From the listing below, extract each line containing the string "styled".
** Start INPUT RECORDS **
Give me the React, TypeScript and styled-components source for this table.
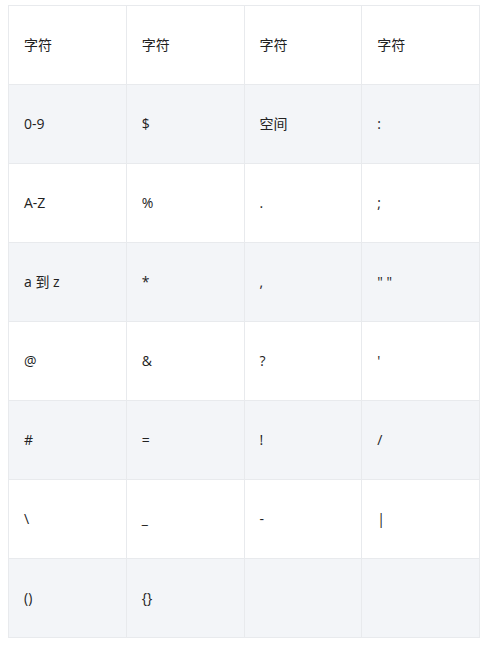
import styled, { createGlobalStyle } from 'styled-components'

const GlobalStyle = createGlobalStyle`
    body {
        margin: 0;
        background: #ffffff;
        font-family: 'Open Sans', 'Noto Sans CJK SC', sans-serif;
    }
`

const SDiv_Page = styled.div`
    padding: 5px 7px 8px 8px;
`

const STable = styled.table`
    width: 472px;
    border-collapse: collapse;
    table-layout: fixed;
    border: 1px solid #e8eaed;
`

const STr = styled.tr<{ $striped?: boolean }>`
    background-color: ${(p) => (p.$striped ? '#f3f5f8' : '#ffffff')};
`

const STd = styled.td`
    height: 18px;
    padding: 30px 15px;
    border: 1px solid #e8eaed;
    font-size: 14px;
    line-height: 18px;
    color: #222222;
    vertical-align: middle;
    white-space: nowrap;
`

const rows: string[][] = [
    ['字符', '字符', '字符', '字符'],
    ['0-9', '$', '空间', ':'],
    ['A-Z', '%', '.', ';'],
    ['a 到 z', '*', ',', '" "'],
    ['@', '&', '?', "'"],
    ['#', '=', '!', '/'],
    ['\\', '_', '-', '|'],
    ['()', '{}', '', ''],
]

export default function App() {
    return (
        <>
            <GlobalStyle />
            <SDiv_Page>
                <STable>
                    <tbody>
                        {rows.map((row, i) => (
                            <STr key={i} $striped={i % 2 === 1}>
                                {row.map((cell, j) => (
                                    <STd key={j}>{cell}</STd>
                                ))}
                            </STr>
                        ))}
                    </tbody>
                </STable>
            </SDiv_Page>
        </>
    )
}
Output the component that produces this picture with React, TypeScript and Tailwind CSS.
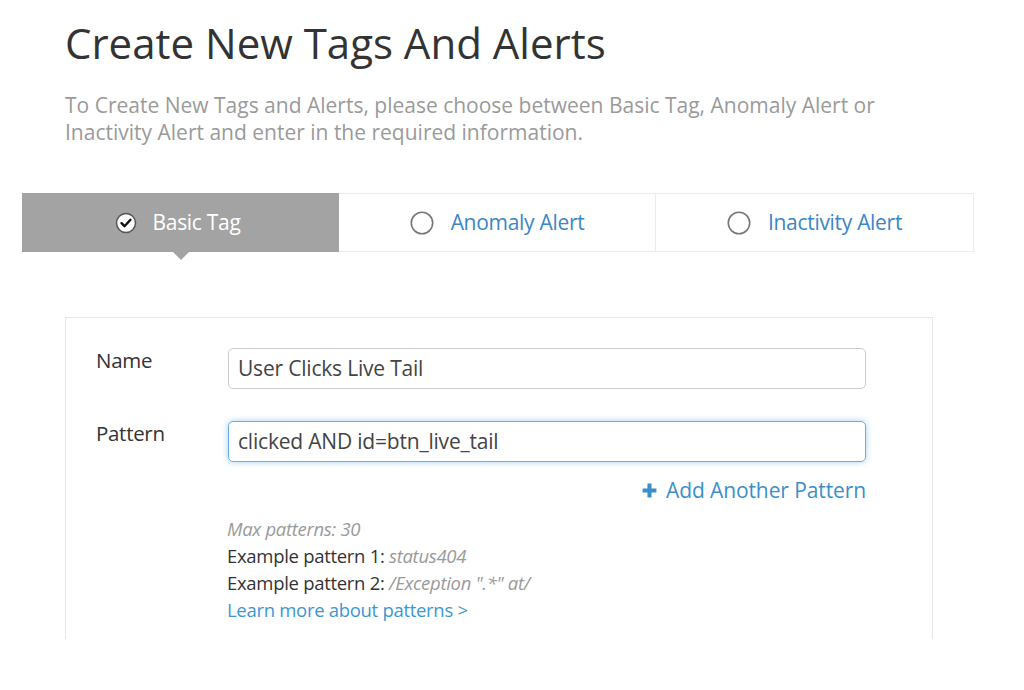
** End INPUT RECORDS **
• **PROBLEM SOLUTION**:
Give me the React, TypeScript and styled-components source for this table.
import styled, { createGlobalStyle } from 'styled-components'
const SDiv_Page = styled.div`
const STable = styled.table`
const STr = styled.tr<{ $striped?: boolean }>`
const STd = styled.td`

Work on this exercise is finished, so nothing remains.